◆ **PROVIDED MATERIAL**
───
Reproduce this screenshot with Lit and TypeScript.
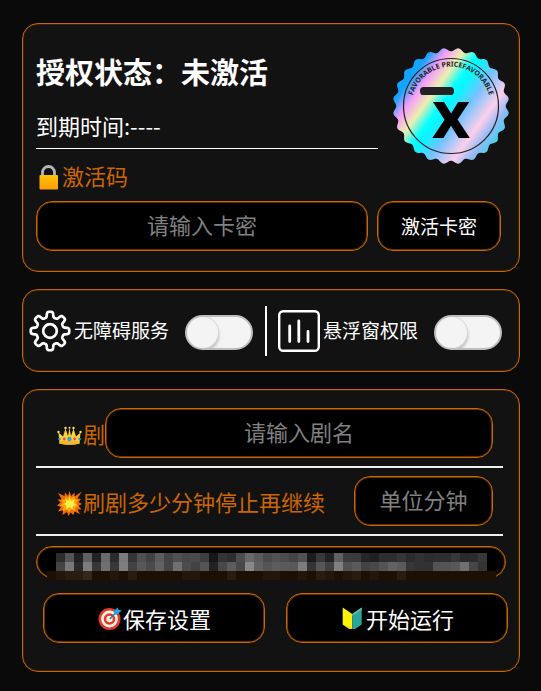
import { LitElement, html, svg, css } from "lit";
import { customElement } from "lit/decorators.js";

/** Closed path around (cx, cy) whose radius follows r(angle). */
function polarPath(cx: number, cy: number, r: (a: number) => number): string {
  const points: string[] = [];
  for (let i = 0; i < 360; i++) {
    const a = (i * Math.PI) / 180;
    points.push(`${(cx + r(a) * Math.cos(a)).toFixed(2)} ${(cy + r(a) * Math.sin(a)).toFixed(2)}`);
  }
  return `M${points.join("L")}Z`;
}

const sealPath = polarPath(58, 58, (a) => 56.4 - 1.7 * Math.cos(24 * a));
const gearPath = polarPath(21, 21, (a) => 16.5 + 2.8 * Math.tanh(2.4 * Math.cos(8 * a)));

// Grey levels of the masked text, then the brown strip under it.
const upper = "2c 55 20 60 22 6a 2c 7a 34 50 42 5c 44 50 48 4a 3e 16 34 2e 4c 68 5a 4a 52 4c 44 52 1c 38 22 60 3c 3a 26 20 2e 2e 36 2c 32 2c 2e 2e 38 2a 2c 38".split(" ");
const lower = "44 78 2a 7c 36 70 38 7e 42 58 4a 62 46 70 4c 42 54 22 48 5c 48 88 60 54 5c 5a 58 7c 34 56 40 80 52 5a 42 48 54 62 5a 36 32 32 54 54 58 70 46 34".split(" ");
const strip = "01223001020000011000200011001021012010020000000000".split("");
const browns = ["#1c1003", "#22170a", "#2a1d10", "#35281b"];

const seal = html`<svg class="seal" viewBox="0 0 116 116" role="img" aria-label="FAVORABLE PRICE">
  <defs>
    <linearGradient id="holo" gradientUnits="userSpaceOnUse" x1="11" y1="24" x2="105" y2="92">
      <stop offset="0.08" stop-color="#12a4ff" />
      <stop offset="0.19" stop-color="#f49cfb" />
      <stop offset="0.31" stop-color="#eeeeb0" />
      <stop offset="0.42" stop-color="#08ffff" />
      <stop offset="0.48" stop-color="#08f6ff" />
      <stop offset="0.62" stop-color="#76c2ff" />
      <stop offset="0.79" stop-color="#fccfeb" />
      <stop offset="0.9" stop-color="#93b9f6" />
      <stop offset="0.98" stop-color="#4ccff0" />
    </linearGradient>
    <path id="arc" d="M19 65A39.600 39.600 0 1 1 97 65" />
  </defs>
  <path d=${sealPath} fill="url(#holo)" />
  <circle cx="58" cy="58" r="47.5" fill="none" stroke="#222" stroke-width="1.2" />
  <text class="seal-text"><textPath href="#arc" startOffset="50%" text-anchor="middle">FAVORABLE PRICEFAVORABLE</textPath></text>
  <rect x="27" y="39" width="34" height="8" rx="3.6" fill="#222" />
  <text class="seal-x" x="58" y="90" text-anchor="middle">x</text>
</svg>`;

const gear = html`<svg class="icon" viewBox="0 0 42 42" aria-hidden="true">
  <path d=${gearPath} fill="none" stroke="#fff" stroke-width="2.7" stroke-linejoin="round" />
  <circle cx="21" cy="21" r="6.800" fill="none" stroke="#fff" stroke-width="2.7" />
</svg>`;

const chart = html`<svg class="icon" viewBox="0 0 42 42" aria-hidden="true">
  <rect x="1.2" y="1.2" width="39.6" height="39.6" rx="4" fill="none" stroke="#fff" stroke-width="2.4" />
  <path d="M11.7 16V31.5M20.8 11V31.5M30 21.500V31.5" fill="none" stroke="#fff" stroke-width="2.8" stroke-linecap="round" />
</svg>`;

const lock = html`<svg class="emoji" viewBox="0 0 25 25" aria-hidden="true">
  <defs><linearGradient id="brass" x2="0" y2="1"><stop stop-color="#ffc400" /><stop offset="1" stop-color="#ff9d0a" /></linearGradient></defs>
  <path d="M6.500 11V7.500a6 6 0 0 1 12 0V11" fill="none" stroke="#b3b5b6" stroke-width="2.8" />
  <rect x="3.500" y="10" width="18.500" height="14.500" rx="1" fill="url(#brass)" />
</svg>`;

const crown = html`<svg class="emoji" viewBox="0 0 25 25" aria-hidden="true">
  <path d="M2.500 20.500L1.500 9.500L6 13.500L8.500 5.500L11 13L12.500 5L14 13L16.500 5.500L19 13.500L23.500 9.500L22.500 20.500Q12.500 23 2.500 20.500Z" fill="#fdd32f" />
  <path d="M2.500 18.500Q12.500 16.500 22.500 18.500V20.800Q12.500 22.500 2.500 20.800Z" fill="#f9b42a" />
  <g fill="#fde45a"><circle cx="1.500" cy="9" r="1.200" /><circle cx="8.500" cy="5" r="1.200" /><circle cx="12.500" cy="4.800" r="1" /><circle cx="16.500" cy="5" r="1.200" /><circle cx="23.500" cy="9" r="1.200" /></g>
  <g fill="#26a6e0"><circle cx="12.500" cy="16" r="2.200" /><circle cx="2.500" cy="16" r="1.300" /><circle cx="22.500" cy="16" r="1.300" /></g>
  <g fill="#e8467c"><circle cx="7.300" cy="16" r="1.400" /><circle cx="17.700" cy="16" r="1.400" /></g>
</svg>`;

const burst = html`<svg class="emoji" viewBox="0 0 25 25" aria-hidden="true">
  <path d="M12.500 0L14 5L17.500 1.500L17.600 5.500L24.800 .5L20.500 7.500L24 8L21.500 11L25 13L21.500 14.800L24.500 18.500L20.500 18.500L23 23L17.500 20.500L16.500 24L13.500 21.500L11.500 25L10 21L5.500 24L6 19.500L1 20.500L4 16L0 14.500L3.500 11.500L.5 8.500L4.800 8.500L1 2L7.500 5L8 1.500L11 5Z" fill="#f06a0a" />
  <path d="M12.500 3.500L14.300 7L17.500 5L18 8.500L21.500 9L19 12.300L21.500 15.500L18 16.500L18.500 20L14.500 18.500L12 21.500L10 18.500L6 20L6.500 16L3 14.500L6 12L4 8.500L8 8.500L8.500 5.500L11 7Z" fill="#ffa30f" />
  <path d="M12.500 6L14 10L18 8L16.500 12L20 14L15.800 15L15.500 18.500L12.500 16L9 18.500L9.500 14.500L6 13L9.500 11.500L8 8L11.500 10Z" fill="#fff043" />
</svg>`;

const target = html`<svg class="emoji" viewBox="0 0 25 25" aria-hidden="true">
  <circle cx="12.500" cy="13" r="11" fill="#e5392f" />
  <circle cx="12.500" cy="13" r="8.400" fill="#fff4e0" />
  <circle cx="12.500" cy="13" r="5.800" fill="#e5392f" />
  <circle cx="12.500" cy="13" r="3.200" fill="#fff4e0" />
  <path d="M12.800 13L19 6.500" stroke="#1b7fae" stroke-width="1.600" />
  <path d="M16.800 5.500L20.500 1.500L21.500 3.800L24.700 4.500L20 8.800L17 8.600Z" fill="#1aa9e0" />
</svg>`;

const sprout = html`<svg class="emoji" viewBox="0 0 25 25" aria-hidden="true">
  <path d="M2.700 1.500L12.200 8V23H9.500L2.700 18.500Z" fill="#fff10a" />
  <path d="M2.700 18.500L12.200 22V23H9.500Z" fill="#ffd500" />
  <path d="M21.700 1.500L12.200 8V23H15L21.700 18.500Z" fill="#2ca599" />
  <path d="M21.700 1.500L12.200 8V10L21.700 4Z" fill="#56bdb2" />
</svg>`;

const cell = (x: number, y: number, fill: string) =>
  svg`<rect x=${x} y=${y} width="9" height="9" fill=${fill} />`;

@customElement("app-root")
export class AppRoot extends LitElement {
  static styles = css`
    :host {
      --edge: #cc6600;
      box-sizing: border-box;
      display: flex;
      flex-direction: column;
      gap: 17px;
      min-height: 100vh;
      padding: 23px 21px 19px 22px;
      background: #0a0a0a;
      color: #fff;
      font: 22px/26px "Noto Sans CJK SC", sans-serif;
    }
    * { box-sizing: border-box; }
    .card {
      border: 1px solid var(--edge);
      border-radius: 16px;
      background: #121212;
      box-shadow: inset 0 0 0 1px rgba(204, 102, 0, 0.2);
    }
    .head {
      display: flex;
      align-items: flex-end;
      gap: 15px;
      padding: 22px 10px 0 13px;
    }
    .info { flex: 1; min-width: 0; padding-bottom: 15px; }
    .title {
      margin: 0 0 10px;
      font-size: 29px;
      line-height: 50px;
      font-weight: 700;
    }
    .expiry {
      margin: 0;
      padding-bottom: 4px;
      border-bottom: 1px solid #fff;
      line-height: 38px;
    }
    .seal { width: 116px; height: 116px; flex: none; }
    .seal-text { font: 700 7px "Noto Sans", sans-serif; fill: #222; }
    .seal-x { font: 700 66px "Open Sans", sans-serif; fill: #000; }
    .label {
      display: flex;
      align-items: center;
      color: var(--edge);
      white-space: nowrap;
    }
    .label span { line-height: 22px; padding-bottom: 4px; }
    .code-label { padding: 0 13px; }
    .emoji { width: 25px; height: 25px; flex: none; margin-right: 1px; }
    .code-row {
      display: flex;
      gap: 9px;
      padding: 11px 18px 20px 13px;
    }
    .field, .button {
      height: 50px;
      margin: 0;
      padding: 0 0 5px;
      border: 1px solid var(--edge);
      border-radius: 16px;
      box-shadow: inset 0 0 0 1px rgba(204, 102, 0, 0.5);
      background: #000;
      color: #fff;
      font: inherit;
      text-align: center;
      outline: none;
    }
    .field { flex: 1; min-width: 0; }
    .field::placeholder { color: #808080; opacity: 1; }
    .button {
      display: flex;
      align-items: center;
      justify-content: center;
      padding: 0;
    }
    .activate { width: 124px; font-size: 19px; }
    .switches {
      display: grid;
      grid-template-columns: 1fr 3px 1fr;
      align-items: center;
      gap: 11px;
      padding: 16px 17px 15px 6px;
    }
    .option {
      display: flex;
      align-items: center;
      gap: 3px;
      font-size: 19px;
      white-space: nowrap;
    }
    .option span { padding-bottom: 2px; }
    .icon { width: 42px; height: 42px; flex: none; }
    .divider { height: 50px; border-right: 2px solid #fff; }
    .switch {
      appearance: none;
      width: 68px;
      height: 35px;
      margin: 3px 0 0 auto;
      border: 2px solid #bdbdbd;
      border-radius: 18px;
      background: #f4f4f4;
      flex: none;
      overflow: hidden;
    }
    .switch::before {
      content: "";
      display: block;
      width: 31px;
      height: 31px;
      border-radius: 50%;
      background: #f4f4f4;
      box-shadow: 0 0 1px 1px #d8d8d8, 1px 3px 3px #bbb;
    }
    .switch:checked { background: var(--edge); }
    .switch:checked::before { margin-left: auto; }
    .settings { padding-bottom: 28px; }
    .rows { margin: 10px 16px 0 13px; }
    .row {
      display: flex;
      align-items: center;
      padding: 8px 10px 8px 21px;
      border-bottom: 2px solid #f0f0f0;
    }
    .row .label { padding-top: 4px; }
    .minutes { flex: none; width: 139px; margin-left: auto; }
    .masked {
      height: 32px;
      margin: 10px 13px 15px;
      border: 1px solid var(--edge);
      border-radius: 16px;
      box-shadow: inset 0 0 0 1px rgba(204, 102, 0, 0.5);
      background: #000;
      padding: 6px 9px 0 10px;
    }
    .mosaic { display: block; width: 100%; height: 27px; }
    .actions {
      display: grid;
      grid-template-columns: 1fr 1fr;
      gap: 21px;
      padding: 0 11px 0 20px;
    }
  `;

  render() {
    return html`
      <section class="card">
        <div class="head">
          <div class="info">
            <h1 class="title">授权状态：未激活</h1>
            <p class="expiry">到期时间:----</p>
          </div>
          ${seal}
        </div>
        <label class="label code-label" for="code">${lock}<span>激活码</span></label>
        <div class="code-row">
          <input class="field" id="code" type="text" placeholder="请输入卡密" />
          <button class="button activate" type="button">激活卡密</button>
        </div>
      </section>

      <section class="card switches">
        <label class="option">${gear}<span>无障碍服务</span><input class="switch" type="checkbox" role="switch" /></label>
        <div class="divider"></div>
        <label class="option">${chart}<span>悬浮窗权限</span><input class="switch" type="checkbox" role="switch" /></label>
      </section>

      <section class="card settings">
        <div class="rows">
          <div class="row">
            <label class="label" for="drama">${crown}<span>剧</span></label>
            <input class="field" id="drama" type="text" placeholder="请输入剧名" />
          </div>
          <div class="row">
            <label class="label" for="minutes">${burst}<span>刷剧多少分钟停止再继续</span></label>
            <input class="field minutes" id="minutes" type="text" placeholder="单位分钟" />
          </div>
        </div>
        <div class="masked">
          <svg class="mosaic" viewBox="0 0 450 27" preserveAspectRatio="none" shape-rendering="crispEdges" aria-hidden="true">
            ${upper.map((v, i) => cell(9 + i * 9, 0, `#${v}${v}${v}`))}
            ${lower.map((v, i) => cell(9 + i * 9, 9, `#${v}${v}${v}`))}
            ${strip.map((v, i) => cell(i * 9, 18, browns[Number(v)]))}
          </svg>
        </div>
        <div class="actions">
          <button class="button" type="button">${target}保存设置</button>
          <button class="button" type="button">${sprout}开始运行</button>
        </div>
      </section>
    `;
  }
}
───
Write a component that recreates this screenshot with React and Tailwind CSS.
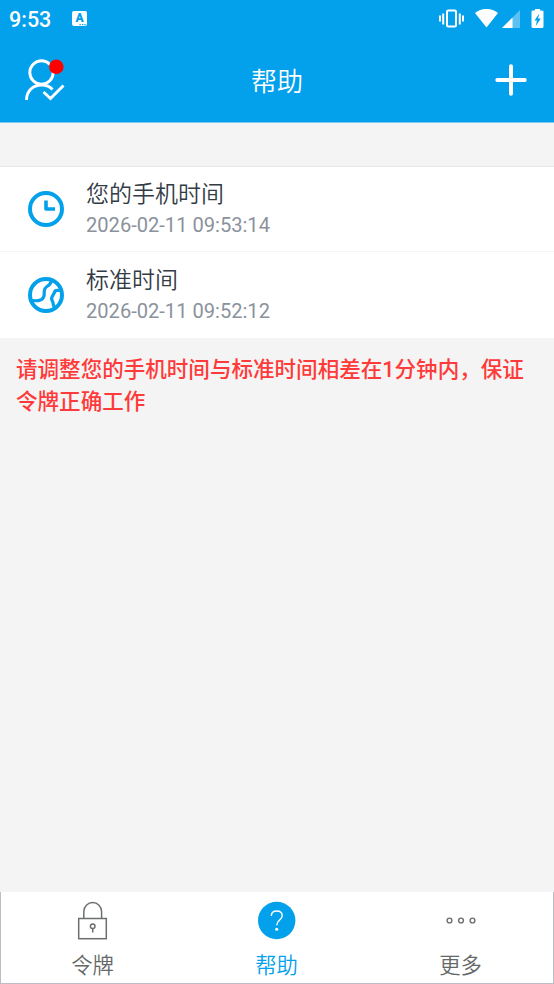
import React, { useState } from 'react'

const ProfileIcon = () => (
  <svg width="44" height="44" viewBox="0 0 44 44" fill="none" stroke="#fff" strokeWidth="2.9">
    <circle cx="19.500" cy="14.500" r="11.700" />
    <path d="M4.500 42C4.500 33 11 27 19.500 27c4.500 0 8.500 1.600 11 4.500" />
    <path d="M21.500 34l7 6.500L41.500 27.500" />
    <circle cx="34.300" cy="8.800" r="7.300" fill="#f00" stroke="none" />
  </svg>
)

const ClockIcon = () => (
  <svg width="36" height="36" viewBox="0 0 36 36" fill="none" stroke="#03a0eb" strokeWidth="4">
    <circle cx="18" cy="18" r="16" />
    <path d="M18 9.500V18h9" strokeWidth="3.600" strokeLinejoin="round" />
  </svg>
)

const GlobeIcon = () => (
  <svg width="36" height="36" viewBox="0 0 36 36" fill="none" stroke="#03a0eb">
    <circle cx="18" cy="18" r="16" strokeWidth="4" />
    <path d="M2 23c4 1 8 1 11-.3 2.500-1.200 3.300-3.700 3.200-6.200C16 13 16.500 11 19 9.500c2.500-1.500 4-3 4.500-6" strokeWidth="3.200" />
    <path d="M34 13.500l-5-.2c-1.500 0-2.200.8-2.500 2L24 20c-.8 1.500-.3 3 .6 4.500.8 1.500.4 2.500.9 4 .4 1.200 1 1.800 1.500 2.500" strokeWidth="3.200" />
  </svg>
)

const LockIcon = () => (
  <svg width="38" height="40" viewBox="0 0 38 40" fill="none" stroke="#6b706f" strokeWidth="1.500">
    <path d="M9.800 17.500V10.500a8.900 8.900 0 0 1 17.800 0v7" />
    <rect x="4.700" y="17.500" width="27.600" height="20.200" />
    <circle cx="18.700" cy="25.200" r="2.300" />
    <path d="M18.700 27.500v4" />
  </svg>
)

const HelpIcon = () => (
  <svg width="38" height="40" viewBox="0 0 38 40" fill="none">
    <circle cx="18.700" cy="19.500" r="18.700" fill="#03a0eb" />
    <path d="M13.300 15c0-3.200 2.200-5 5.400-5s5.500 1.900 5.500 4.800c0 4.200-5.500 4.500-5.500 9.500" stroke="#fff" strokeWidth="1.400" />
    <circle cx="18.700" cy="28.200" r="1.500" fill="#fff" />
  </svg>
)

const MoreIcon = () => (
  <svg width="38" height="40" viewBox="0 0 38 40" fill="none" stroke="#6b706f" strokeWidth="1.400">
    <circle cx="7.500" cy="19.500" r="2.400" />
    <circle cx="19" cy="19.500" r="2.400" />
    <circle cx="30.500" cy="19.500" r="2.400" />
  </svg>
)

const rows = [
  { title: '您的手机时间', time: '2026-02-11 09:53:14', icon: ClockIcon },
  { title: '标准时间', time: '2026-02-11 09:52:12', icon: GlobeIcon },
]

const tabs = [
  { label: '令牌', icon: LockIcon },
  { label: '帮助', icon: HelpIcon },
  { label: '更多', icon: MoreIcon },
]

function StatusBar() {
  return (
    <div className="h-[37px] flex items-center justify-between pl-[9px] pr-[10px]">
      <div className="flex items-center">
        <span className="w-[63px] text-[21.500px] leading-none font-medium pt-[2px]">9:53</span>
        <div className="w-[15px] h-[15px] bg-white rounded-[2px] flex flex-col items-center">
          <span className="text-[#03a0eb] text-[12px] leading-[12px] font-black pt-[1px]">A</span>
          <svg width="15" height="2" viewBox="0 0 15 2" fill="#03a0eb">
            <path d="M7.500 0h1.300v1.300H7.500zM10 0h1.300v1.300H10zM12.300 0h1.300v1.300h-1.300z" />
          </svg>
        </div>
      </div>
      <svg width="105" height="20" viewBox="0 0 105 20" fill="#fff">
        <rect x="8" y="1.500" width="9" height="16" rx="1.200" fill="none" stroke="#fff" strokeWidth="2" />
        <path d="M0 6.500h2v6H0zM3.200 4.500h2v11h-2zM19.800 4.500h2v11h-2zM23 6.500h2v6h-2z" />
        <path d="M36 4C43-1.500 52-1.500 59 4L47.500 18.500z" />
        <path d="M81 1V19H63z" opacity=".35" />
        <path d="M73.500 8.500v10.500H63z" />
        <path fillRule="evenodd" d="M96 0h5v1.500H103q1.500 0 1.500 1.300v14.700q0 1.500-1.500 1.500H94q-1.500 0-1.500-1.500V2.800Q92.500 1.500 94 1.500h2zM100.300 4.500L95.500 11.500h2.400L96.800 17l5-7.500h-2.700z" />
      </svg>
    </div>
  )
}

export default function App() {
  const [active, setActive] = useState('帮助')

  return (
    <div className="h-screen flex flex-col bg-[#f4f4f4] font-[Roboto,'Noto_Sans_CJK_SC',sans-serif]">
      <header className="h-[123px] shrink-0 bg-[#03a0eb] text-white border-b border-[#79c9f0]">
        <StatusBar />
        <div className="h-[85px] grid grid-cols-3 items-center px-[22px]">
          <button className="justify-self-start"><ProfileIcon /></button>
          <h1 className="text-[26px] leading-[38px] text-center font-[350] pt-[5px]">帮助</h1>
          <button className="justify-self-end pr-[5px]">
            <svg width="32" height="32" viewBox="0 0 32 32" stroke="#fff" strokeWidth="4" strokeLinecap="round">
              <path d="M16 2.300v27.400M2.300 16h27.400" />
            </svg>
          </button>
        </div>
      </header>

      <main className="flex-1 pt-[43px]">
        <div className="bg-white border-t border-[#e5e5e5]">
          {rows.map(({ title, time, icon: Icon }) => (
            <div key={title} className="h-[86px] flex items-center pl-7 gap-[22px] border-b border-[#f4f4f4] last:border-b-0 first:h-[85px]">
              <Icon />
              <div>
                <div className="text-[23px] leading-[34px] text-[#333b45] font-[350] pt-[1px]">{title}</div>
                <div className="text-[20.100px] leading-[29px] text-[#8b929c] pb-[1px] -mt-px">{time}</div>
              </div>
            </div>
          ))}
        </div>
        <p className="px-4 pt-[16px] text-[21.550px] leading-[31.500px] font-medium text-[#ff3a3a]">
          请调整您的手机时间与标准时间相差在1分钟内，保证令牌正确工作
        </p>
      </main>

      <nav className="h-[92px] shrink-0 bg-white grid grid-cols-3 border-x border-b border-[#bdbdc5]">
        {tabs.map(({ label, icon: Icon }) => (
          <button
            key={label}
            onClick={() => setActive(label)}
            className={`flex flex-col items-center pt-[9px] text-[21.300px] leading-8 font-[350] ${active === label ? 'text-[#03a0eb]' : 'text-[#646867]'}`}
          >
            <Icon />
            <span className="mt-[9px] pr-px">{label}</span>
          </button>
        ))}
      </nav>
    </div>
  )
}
───
◆ **WHAT YOU ARE ASKED TO DO**
Wherever "this" shows up in a line, copy that line.

◆ **SOLUTION TO THE EXERCISE**
Reproduce this screenshot with Lit and TypeScript.
Write a component that recreates this screenshot with React and Tailwind CSS.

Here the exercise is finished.